───── Records ─────
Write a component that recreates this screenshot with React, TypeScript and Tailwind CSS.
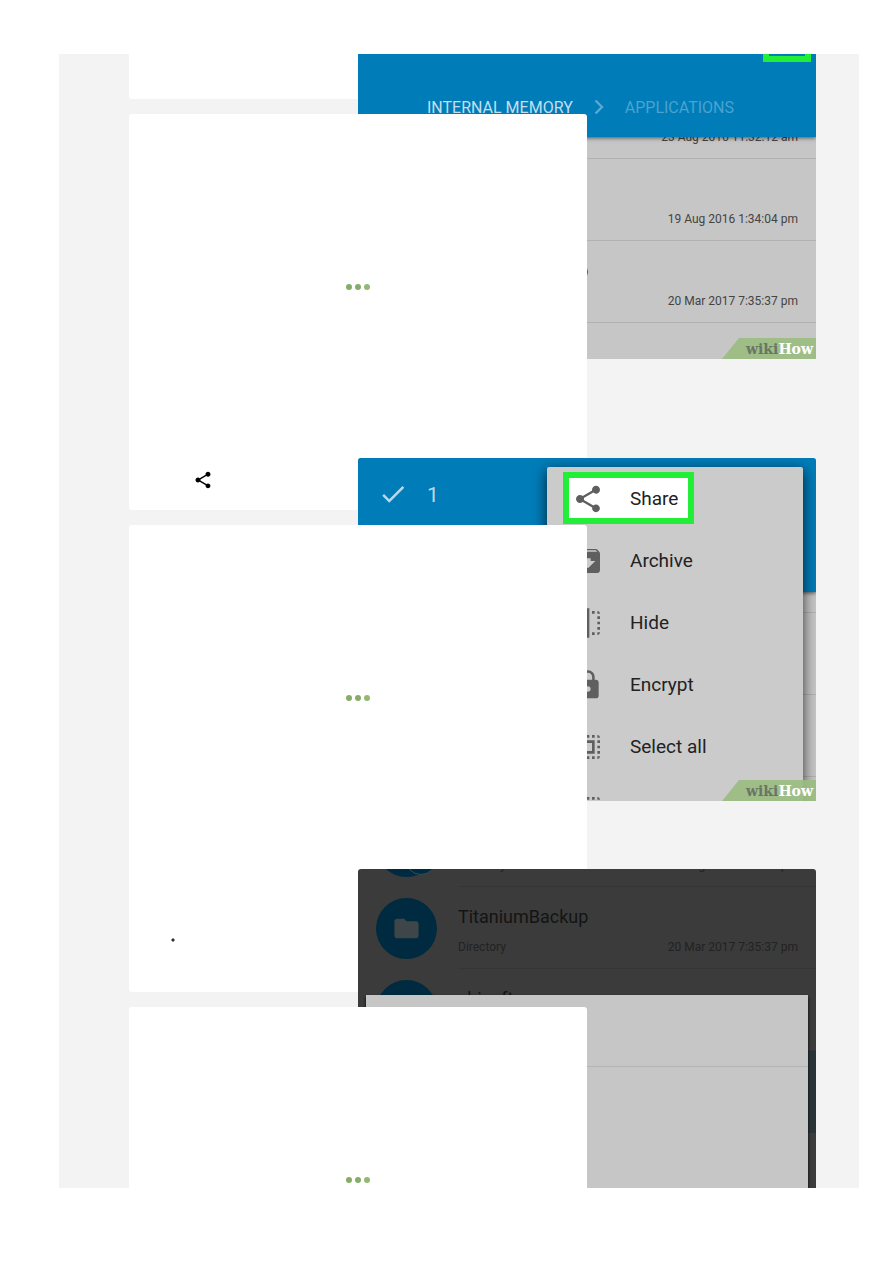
import type { ReactNode } from "react";
import {
  MdArchive,
  MdCheck,
  MdFlip,
  MdFolder,
  MdLock,
  MdSelectAll,
  MdShare,
} from "react-icons/md";

function LoadingDots() {
  return (
    <div className="flex h-[346px] items-center justify-center gap-[3px]" role="status" aria-label="Loading">
      <span className="size-[6px] rounded-full bg-[#86ad68]" />
      <span className="size-[6px] rounded-full bg-[#86ad68]" />
      <span className="size-[6px] rounded-full bg-[#93b874]" />
    </div>
  );
}

function Watermark() {
  return (
    <div className="absolute right-0 bottom-0 z-20 flex h-[21px] w-[94px] items-center justify-end bg-[#9abd80]/90 pr-[3px] font-['DejaVu_Serif',serif] text-[14px] leading-[20px] font-bold [clip-path:polygon(17px_0,100%_0,100%_100%,0_100%)]">
      <span className="text-[#6b7565]">wiki</span>
      <span className="text-white">How</span>
    </div>
  );
}

type FileRowProps = { name?: string; kind?: string; date?: string; folder?: boolean; badge?: boolean };

function FileRow({ name, kind, date, folder, badge }: FileRowProps) {
  return (
    <li className="flex h-[82px] shrink-0 items-center">
      <div className="w-[100px] shrink-0 pl-[18px]">
        {folder && (
          <div className="relative flex size-[61px] items-center justify-center rounded-full bg-[#002a40] text-[#3f4649]">
            <MdFolder className="size-[29px]" />
            {badge && (
              <span className="absolute right-0 bottom-[2px] size-[32px] rounded-full border border-[#3b4c55] bg-[#002a40]" />
            )}
          </div>
        )}
      </div>
      <div className="flex h-full flex-1 flex-col justify-end border-b border-black/10 pr-[18px] pb-[13px]">
        <span className="h-[24px] text-[18px] leading-[24px] text-[#141414]">{name}</span>
        <div className="mt-[10px] flex h-[16px] justify-between text-[12px] leading-[16px]">
          <span>{kind}</span>
          <span>{date}</span>
        </div>
      </div>
    </li>
  );
}

function BrowseIllustration() {
  return (
    <figure className="absolute top-0 left-1/2 isolate flex h-[305px] w-full flex-col overflow-hidden bg-[#c6c6c6] font-[Roboto,sans-serif]">
      <div className="relative z-10 flex h-[83px] shrink-0 items-end bg-[#007cb8] pb-[19px] pl-[69px] text-[16px] leading-[20px] shadow-[0_1px_4px_rgba(0,0,0,0.6)]">
        <span className="text-[#c3dfee]">INTERNAL MEMORY</span>
        <svg className="mx-[16px] h-[20px] w-[20px] text-[#58aad2]" viewBox="0 0 20 20" fill="none" aria-hidden="true">
          <path d="M6.5 2.5 13 9 6.5 15.5" stroke="currentColor" strokeWidth="2.4" />
        </svg>
        <span className="text-[#4ba3cf]">APPLICATIONS</span>
        <span className="absolute top-0 right-[5px] h-[8px] w-[48px] border-x-[6px] border-b-[6px] border-[#22ee38]" />
      </div>
      <ul className="flex flex-1 flex-col justify-end overflow-hidden pb-[36px] text-[#444]">
        <FileRow date="23 Aug 2016 11:32:12 am" />
        <FileRow date="19 Aug 2016 1:34:04 pm" />
        <FileRow name="TitaniumBackup" date="20 Mar 2017 7:35:37 pm" />
      </ul>
      <Watermark />
    </figure>
  );
}

const menu = [
  { label: "Share", Icon: MdShare },
  { label: "Archive", Icon: MdArchive },
  { label: "Hide", Icon: MdFlip },
  { label: "Encrypt", Icon: MdLock },
  { label: "Select all", Icon: MdSelectAll },
  { label: "Select none", Icon: MdSelectAll },
];

function MenuIllustration() {
  return (
    <figure className="absolute top-[344px] left-1/2 isolate h-[343px] w-full overflow-hidden rounded-t-[3px] bg-[#c6c6c6] font-[Roboto,sans-serif]">
      <div className="relative z-10 flex h-[134px] items-start bg-[#007cb8] pt-[21px] pl-[20px] text-[#b9d9ea] shadow-[0_1px_4px_rgba(0,0,0,0.6)]">
        <MdCheck className="size-[30px]" />
        <span className="ml-[19px] text-[21px] leading-[32px]">1</span>
      </div>
      <div className="h-[21px] border-b border-black/10" />
      <div className="h-[82px] border-b border-black/10" />
      <div className="h-[82px] border-b border-black/10" />
      <ul className="absolute top-[9px] right-[13px] z-10 w-[256px] rounded-[2px] bg-[#cbcbcb] pt-[1px] shadow-[0_4px_14px_rgba(0,0,0,0.75)]">
        {menu.map(({ label, Icon }, i) => (
          <li key={label} className="relative h-[62px]">
            {i === 0 && (
              <span className="absolute top-[4px] left-[16px] h-[52px] w-[131px] border-[6px] border-[#22ee38] bg-white" />
            )}
            <button className="relative flex h-full w-full items-center gap-[26px] pl-[25px] text-[19px] leading-[24px] text-[#222]">
              <Icon className="size-[32px] text-[#5f5f5f]" />
              {label}
            </button>
          </li>
        ))}
      </ul>
      <Watermark />
    </figure>
  );
}

function DialogIllustration() {
  return (
    <figure className="absolute top-[344px] left-1/2 isolate h-[343px] w-full overflow-hidden rounded-t-[3px] bg-[#3b3b3b] font-[Roboto,sans-serif]">
      <ul className="flex h-[182px] flex-col justify-end text-[#222]">
        <FileRow folder badge kind="Directory" date="19 Aug 2016 1:34:04 pm" />
        <FileRow folder name="TitaniumBackup" kind="Directory" date="20 Mar 2017 7:35:37 pm" />
        <FileRow folder name="shisoft" />
      </ul>
      <div className="h-[82px] bg-[#2a3438]" />
      <div className="absolute inset-x-[8px] top-[126px] bottom-0 bg-[#c6c6c6] shadow-[0_2px_3px_rgba(0,0,0,0.9)]">
        <div className="h-[72px] border-b border-[#b4b4b4]" />
      </div>
    </figure>
  );
}

function Step({ className, children }: { className: string; children: ReactNode }) {
  return <li className={`relative bg-white ${className}`}>{children}</li>;
}

export default function App() {
  return (
    <main className="bg-white pt-[54px] pr-[34px] pb-[75px] pl-[59px]">
      <section className="overflow-hidden bg-[#f3f3f3] pr-[272px] pl-[70px]">
        <ol className="flex flex-col gap-[15px]">
          <Step className="h-[45px] rounded-b-[3px]">
            <BrowseIllustration />
          </Step>
          <Step className="h-[396px] rounded-[3px]">
            <LoadingDots />
            <MdShare className="mt-[10px] ml-[64px] size-[20px] text-black" />
            <MenuIllustration />
          </Step>
          <Step className="h-[467px] rounded-[3px]">
            <LoadingDots />
            <svg className="mt-[67px] ml-[42px] size-[4px]" viewBox="0 0 4 4" aria-hidden="true">
              <path d="M2 0 4 2 2 4 0 2Z" fill="#333" />
            </svg>
            <DialogIllustration />
          </Step>
          <Step className="h-[181px] rounded-t-[3px]">
            <LoadingDots />
          </Step>
        </ol>
      </section>
    </main>
  );
}
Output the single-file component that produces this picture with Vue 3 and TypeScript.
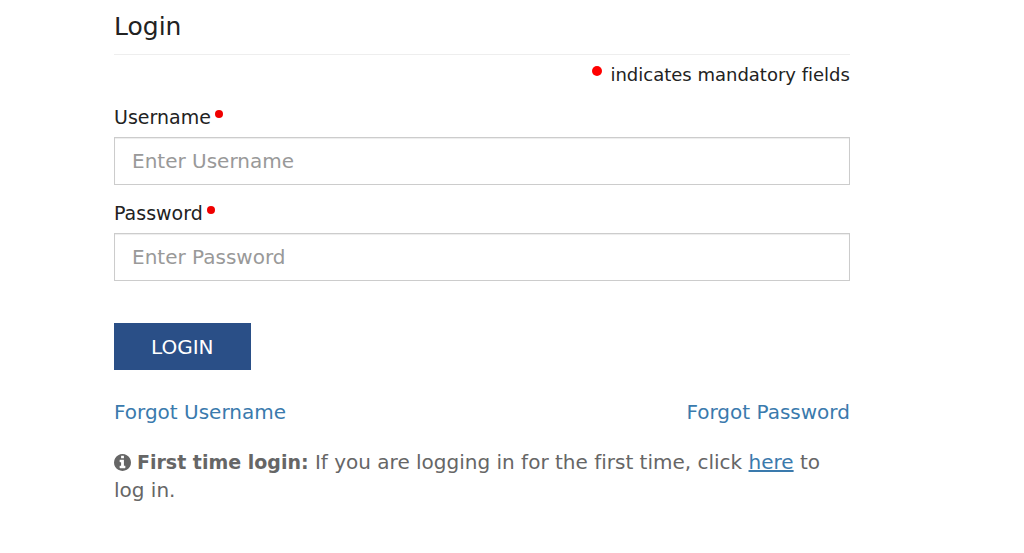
<script setup lang="ts">
import { ref } from 'vue'

const username = ref<string>('')
const password = ref<string>('')
</script>

<template>
  <main class="page">
    <form class="login" @submit.prevent>
      <h1 class="title">Login</h1>
      <p class="note"><span class="dot large"></span>indicates mandatory fields</p>

      <label class="label" for="username">Username<span class="dot"></span></label>
      <input id="username" v-model="username" class="field" type="text" placeholder="Enter Username" />

      <label class="label" for="password">Password<span class="dot"></span></label>
      <input id="password" v-model="password" class="field" type="password" placeholder="Enter Password" />

      <button class="submit" type="submit">LOGIN</button>

      <nav class="links">
        <a href="#">Forgot Username</a>
        <a href="#">Forgot Password</a>
      </nav>

      <p class="info">
        <svg class="icon" viewBox="0 0 1536 1536" aria-hidden="true">
          <path fill="currentColor" d="M1024 1248v-160q0-14-9-23t-23-9h-96V544q0-14-9-23t-23-9H544q-14 0-23 9t-9 23v160q0 14 9 23t23 9h96v320h-96q-14 0-23 9t-9 23v160q0 14 9 23t23 9h448q14 0 23-9t9-23zM896 352V192q0-14-9-23t-23-9H672q-14 0-23 9t-9 23v160q0 14 9 23t23 9h192q14 0 23-9t9-23zM1536 768q0 209-103 385.500T1153.500 1433 768 1536t-385.500-103T103 1153.500 0 768t103-385.500T382.500 103 768 0t385.500 103T1433 382.500 1536 768z" />
        </svg>
        <strong>First time login:</strong> If you are logging in for the first time, click <a href="#">here</a> to log in.
      </p>
    </form>
  </main>
</template>

<style>
body {
  margin: 0;
  background: #fff;
}
</style>

<style scoped>
.page {
  box-sizing: border-box;
  padding: 9px 17% 0 114px;
  font-family: "DejaVu Sans", Verdana, sans-serif;
  font-size: 20px;
  font-variant-ligatures: none;
  line-height: 28px;
  color: #222;
}

.login {
  display: flex;
  flex-direction: column;
}

.title {
  margin: 0;
  padding-bottom: 9px;
  border-bottom: 1px solid #eee;
  font-size: 25px;
  font-weight: 400;
  line-height: 36px;
}

.note {
  margin: 6px 0 0;
  text-align: right;
  font-size: 18px;
}

.dot {
  display: inline-block;
  width: 8px;
  height: 8px;
  margin-left: 4px;
  border-radius: 50%;
  background: #f00000;
  vertical-align: 6px;
}

.dot.large {
  width: 10px;
  height: 10px;
  margin: 0 8px 0 0;
  background: #f00;
  vertical-align: 5px;
}

.label {
  margin-top: 14px;
  font-size: 19px;
  line-height: 28px;
}

.field {
  box-sizing: border-box;
  width: 100%;
  height: 48px;
  margin-top: 6px;
  padding: 0 17px;
  border: 1px solid #ccc;
  border-radius: 0;
  background: #fff;
  box-shadow: inset 0 1px 1px rgba(0, 0, 0, 0.075);
  font: inherit;
  color: #555;
}

.field::placeholder {
  color: #999;
  opacity: 1;
}

.submit {
  align-self: flex-start;
  height: 47px;
  margin-top: 42px;
  padding: 0 37px;
  border: 0;
  background: #2a4f87;
  color: #fff;
  font: inherit;
}

.links {
  display: flex;
  justify-content: space-between;
  margin-top: 28px;
}

.links a {
  color: #3a7aad;
  text-decoration: none;
}

.info {
  margin: 22px 0 0;
  color: #666;
}

.info strong {
  font-size: 19px;
}

.info a {
  color: #3a7aad;
}

.icon {
  width: 17px;
  height: 17px;
  margin-right: 6px;
  vertical-align: -2px;
}
</style>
─────
▸ Problem statement
All lines holding the word "with" should be picked out and copied.

▸ The response
Write a component that recreates this screenshot with React, TypeScript and Tailwind CSS.
Output the single-file component that produces this picture with Vue 3 and TypeScript.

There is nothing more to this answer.